→ WHAT TO WORK ON: Scan the data below and pick out the lines containing the word "components".

→ THE RECORDS:
· · · ·
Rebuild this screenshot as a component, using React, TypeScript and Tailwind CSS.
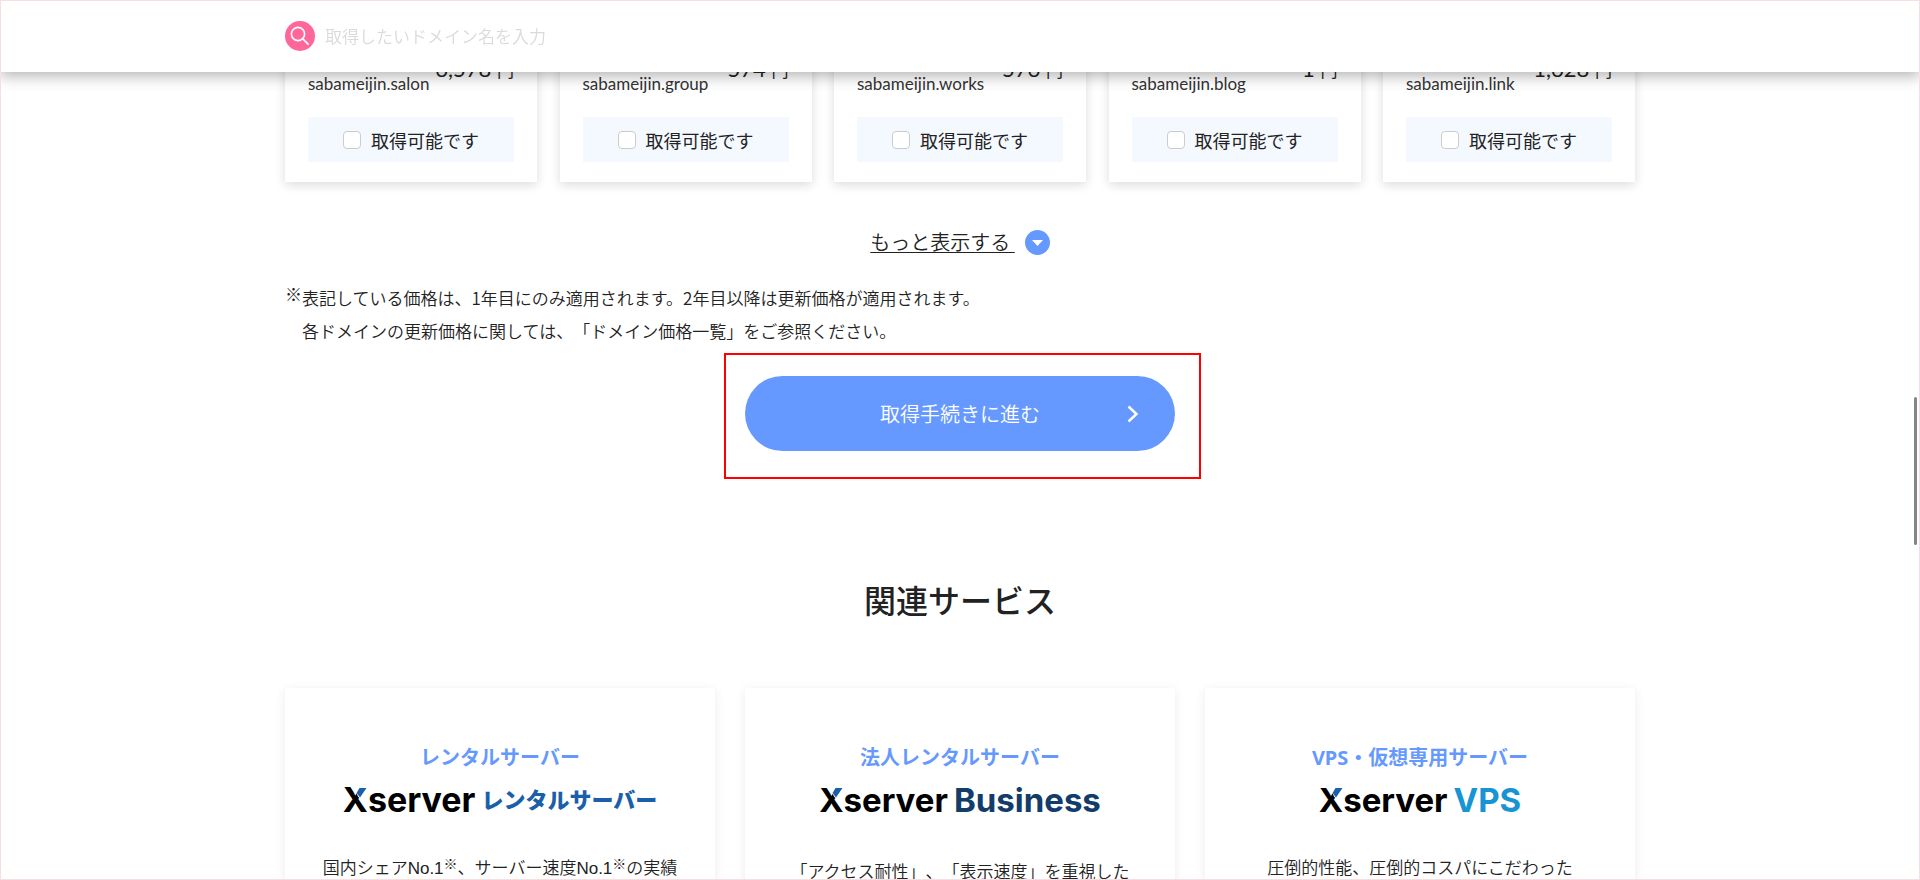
· · · ·
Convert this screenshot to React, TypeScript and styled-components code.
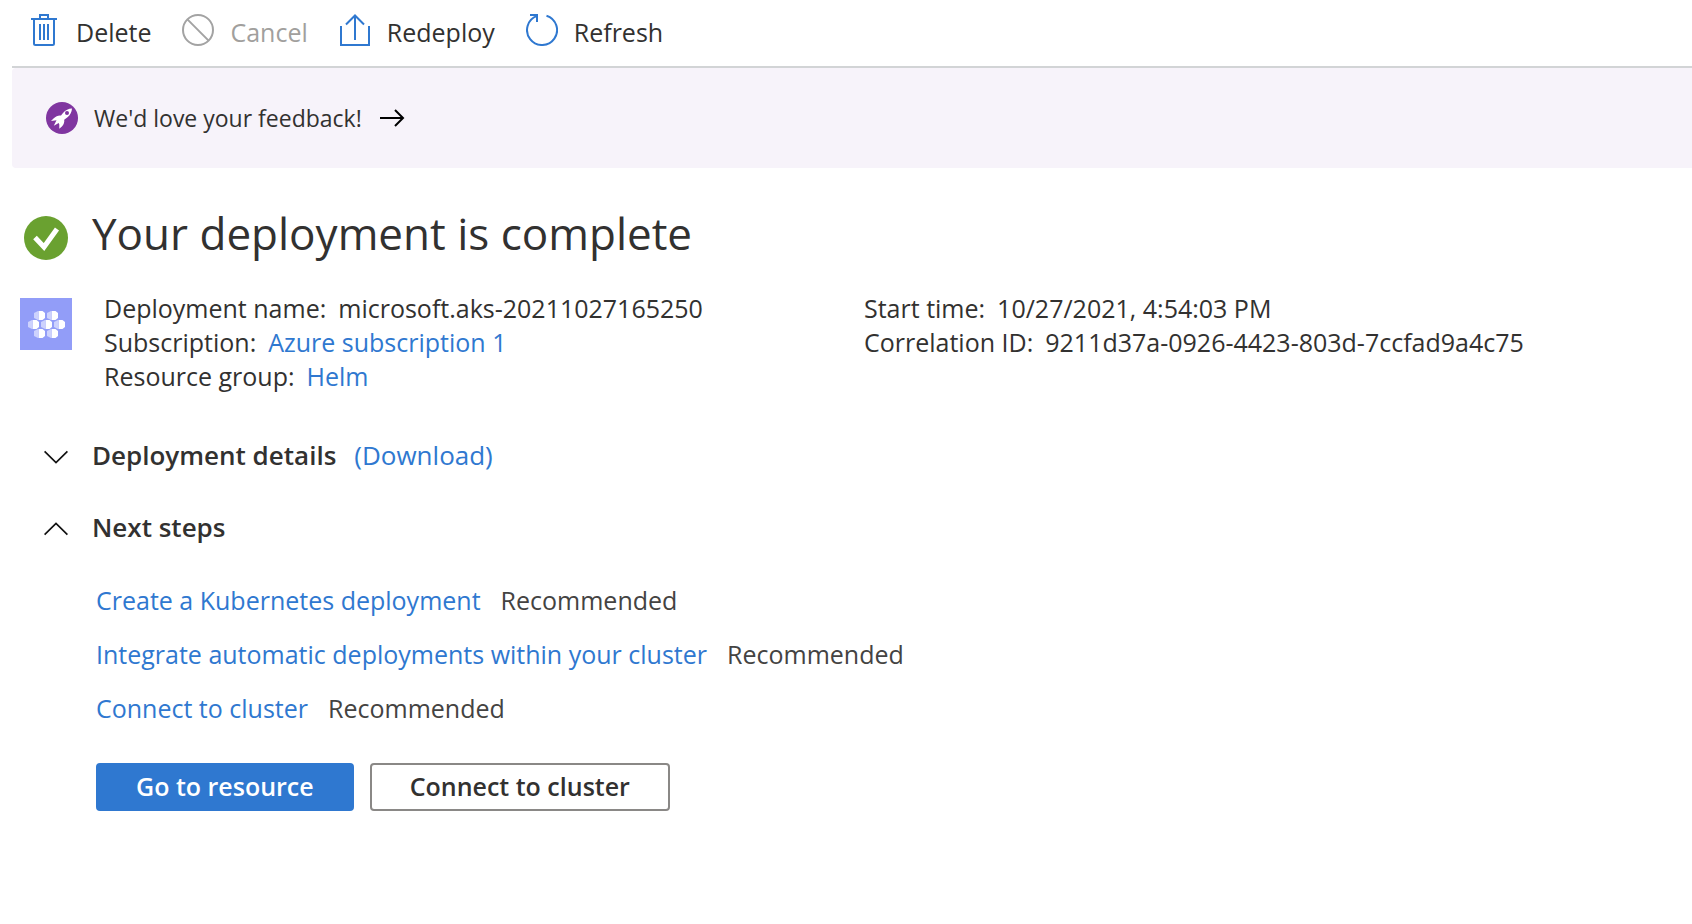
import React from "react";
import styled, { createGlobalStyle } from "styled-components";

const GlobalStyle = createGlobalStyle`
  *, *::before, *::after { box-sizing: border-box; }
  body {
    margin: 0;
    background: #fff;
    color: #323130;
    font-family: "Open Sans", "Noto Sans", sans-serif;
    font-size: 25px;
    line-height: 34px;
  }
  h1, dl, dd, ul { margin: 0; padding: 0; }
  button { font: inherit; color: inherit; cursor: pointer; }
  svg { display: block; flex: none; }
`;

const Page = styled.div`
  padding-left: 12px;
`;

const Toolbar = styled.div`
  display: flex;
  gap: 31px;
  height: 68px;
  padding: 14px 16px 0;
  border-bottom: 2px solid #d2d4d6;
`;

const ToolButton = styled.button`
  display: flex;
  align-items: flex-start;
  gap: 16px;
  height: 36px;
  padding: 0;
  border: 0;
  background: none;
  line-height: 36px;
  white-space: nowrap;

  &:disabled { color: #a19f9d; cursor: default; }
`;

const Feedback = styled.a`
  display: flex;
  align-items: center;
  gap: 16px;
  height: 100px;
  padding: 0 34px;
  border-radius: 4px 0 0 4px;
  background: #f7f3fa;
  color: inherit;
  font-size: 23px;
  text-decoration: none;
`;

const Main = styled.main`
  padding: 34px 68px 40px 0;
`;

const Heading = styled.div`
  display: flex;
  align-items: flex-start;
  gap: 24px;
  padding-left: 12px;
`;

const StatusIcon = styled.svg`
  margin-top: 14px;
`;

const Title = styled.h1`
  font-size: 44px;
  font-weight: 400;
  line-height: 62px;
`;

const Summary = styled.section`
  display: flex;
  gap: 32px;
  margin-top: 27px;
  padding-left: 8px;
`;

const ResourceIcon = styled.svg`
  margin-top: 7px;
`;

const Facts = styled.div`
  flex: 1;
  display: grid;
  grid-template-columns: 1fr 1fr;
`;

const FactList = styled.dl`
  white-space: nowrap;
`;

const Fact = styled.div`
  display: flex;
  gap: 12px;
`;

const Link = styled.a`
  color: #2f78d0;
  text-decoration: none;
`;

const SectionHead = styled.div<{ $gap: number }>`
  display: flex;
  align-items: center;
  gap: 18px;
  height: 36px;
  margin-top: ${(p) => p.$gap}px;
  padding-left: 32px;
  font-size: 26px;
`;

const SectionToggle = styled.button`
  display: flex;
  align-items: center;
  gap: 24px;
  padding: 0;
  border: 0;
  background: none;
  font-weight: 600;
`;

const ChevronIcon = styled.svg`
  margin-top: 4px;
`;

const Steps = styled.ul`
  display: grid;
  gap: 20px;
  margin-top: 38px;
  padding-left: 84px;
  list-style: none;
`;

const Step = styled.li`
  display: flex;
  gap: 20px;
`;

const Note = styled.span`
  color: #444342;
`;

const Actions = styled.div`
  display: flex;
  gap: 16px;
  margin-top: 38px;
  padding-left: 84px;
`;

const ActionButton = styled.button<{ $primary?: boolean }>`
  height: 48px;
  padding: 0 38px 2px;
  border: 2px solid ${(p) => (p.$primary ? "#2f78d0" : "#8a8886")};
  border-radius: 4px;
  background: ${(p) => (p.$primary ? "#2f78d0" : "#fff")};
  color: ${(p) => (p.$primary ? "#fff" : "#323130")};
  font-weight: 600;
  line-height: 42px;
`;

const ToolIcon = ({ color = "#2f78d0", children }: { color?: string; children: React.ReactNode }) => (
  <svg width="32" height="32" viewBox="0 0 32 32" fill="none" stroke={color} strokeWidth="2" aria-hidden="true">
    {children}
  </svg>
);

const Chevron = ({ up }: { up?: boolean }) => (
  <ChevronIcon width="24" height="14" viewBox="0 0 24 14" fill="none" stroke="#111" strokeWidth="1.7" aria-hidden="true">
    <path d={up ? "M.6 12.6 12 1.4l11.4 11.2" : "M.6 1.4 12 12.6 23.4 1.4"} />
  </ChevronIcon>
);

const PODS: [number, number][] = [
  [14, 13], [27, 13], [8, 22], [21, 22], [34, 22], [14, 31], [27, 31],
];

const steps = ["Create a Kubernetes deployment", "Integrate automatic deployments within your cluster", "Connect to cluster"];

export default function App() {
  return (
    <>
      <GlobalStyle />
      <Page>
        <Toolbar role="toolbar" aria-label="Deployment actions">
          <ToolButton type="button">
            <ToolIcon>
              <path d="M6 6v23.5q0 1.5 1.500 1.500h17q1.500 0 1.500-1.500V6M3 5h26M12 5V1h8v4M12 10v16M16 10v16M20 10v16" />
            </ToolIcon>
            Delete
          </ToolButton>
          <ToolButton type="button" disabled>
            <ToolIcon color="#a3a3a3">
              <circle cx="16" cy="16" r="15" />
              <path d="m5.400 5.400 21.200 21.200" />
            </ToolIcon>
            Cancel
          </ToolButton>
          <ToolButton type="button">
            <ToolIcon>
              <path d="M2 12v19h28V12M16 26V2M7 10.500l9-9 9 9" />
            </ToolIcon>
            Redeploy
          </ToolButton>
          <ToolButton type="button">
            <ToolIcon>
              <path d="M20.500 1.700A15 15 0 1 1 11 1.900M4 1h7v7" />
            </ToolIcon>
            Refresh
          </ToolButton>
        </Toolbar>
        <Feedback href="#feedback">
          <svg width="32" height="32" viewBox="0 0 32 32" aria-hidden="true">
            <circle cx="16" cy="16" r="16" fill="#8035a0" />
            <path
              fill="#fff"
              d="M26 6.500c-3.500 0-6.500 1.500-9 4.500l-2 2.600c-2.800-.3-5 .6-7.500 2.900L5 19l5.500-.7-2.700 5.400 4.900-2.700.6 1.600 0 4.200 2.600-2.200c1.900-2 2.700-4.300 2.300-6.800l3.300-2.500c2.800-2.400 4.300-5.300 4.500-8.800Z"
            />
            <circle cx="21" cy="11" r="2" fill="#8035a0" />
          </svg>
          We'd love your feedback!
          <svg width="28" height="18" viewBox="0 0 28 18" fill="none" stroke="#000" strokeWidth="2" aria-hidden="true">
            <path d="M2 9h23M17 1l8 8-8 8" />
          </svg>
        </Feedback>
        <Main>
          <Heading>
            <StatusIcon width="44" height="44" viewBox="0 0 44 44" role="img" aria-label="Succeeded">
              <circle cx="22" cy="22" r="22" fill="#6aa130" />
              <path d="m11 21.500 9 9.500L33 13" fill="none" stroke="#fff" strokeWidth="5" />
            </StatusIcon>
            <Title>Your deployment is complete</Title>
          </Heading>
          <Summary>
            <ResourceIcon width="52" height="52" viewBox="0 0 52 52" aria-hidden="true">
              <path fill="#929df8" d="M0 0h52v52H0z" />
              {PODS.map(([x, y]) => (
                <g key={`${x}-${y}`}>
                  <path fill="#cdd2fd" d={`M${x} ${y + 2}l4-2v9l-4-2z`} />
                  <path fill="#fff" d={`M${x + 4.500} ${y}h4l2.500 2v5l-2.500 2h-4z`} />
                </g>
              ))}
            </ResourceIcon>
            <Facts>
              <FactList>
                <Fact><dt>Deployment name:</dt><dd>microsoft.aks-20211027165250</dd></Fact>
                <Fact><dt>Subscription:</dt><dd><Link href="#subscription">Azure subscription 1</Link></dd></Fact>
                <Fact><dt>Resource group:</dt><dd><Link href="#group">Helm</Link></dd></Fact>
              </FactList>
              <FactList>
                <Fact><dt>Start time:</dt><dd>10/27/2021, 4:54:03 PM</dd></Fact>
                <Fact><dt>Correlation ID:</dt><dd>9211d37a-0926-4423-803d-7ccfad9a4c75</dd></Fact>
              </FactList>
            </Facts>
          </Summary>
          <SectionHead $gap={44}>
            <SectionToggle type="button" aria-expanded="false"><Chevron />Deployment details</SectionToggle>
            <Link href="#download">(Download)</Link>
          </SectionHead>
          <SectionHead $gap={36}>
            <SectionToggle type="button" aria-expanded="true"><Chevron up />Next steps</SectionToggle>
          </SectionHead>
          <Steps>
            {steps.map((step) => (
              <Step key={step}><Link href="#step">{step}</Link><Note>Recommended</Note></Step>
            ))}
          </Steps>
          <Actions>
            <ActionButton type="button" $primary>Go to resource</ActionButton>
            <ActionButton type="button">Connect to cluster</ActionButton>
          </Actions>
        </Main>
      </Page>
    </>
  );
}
· · · ·
→ SOLUTION FOR THIS TASK:
Convert this screenshot to React, TypeScript and styled-components code.
import styled, { createGlobalStyle } from "styled-components";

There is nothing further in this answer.